We’re born, we live, we die, and this focuses on the admittedly grislier aspects of that, but I try to be true to the science of it insofar as you can on a 44-minute show. I’ve done this for 10 years now so some of this stuff I’ve researched in the past, but if I ever have a word or concept I don’t understand, I have a few books: Anatomy for Dummies and other things. I’m a layman – my job on the show is to be the chief medical examiner of Las Vegas, but also to act as that interface between the audience and the science. I feel like Mr. Wizard in a way. The other characters have been around death and murder and mayhem, but the audience from the beginning of our show loves to take the ride. My wife covers her eyes when watching the show, and I remind her that it pays the mortgage, but I find it kind of fascinating. The last thing in the world I want to do is say, “Yes, I am now an expert on forensic pathology!” But I want somebody who’s in this business to not snicker too much when I do it.
What’s the coolest science thing you’ve learned recently?
Because I have such technical language, with my hard drive at my age I tend to erase last week’s episode to create more space for next week’s. We’ve been working on the spleen this week, and I’ve learned some of the functions of the spleen, I’ve learned the complications of a splenectomy — generally kind of an ordinary surgery. I fear I’ve learned 385 different ways to kill somebody. [Laughs]
Has there been anything in an episode that bothered you emotionally?
I myself was injured very badly 30 years ago in a fire, and we’ve had a few episodes where people were burned and those are the only times I’ve ever had a moment’s pause. Again, even though people love to be entertained by fiction, most people understand the difference between reality and an hour TV show. I do. Sometimes I’ll meet people in public life who’ll say, “You know, you could never solve a crime that quickly,” and I’ll go, “I think most people know that.” And people don’t fall out of airplanes and land on the Las Vegas strip too often, either.
We only get to see you and the crime lab five to 10 minutes an episode — 15 if we’re lucky.
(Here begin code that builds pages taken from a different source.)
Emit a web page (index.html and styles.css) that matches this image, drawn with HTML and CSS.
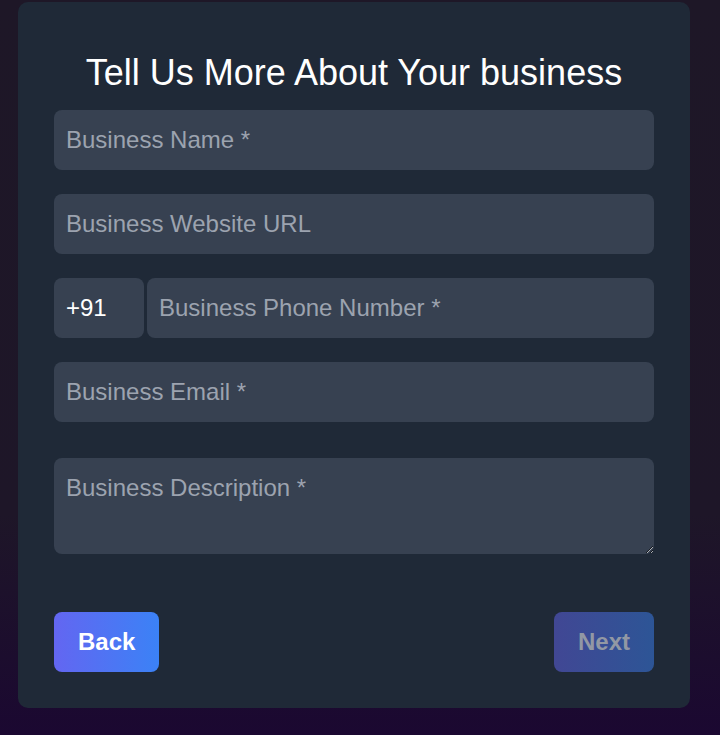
FILE: index.html
```html
<!DOCTYPE html>
<html lang="en">
<head>
<meta charset="utf-8">
<meta name="color-scheme" content="dark">
<title>Tell Us More About Your business</title>
<link rel="stylesheet" href="styles.css">
</head>
<body>
<main class="card">
  <h1 class="title">Tell Us More About Your business</h1>
  <form class="form">
    <input class="field" type="text" placeholder="Business Name *">
    <input class="field" type="text" placeholder="Business Website URL">
    <div class="phone-row">
      <input class="field code" type="text" value="+91" readonly>
      <input class="field phone" type="tel" placeholder="Business Phone Number *">
    </div>
    <input class="field" type="email" placeholder="Business Email *">
    <textarea class="field area" placeholder="Business Description *"></textarea>
    <div class="actions">
      <button type="button" class="btn">Back</button>
      <button type="button" class="btn btn-disabled" disabled>Next</button>
    </div>
  </form>
</main>
</body>
</html>
```
FILE: styles.css
```css
:root { color-scheme: dark; }
* { box-sizing: border-box; }
html, body { height: 100%; }
body {
  margin: 0;
  padding: 2px 30px 0 18px;
  background: linear-gradient(to bottom, #1e1727 0%, #1e1628 70%, #1b0831 100%);
  font-family: "Liberation Sans", Arial, sans-serif;
}
.card {
  width: 672px;
  background: #1f2937;
  border-radius: 10px;
  padding: 36px;
}
.title {
  margin: 15px 0 17px;
  font-size: 36px;
  line-height: 40px;
  font-weight: 400;
  color: #ffffff;
  text-align: center;
}
.form {
  display: flex;
  flex-direction: column;
  gap: 24px;
}
.field {
  display: block;
  width: 100%;
  height: 60px;
  padding: 0 12px;
  border: none;
  border-radius: 8px;
  background: #374151;
  color: #ffffff;
  font-family: inherit;
  font-size: 24px;
  outline: none;
}
.field::placeholder { color: #9ca3af; opacity: 1; }
.phone-row {
  display: flex;
  gap: 3px;
}
.code { width: 90px; flex: none; }
.phone { flex: 1; min-width: 0; }
.area {
  height: 96px;
  margin-top: 12px;
  padding: 16px 12px;
  line-height: 28px;
  resize: vertical;
}
.actions {
  display: flex;
  justify-content: space-between;
  margin-top: 34px;
}
.btn {
  height: 60px;
  padding: 0 24px;
  border: none;
  border-radius: 8px;
  background: linear-gradient(to right, #6366f1, #3b82f6);
  color: #ffffff;
  font-family: inherit;
  font-size: 24px;
  font-weight: 700;
  cursor: pointer;
}
.btn-disabled {
  background: linear-gradient(to right, #414794, #2d5596);
  color: #9298a4;
  cursor: not-allowed;
}
```
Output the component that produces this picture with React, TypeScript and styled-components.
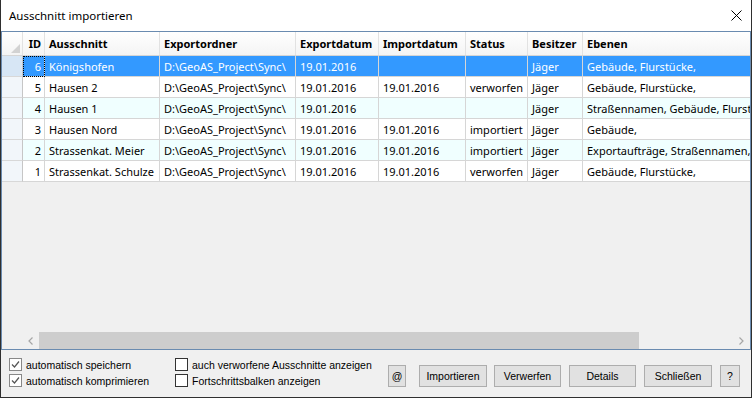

I do get out in the field on rare occasions, which I love. But I still remember the first time I walked in there and I knew I was playing the character of Dr. Robbins. They have the tools that a coroner uses – the knives, the saws, the drills – and it suddenly hits you how end of the line this place is. There’s no pain pills or novacaine – this is the body shop of anatomy. It does make you think about mortality a little bit, although I try to have fun with it. I’ve tried to make my character a little bit like my father with a slightly weirder sense of humor. My dad passed away years ago, but he was in World War II and he taught me that somebody always had it worse off and somebody had it better off than you, and that death was part of the whole experience. The finality of the actual morgue is a strange thing.
How much has the CSI lab itself changed over your tenure?
The equipment’s changed. The lab itself, five years we were up in Santa Clarita [Calif.], and then when we moved to Universal five years ago, they took out four giant soundstages and they re-created what we had, down to the way the doors swung. Since the year 2000, we’ve introduced more sophisticated lab equipment – not just in the morgue but in the evidence gathering, such as the labs where they’re doing a lot of the weighing, measuring and analyzing of things with these gadgets. But in the morgue itself, they’re always testing the limits of censorship. Of course, in a real morgue, they don’t put giant sheets over the naughty bits of people, but I’ve done more quartering of skulls and I’ve done more sewing, which is complicated for me. And I’ve done more removal of organs. This is such an esoteric conversation. [Laughs]
Do you have a favorite piece of equipment to perform with?
I’m a musician so I played guitar in one episode and sung over a body in another. The scalpel is the most used item by any coroner, and your skill with a scalpel and a needle and thread are probably the two greatest things. But it’s fun to rev up the old bone saw once in a while.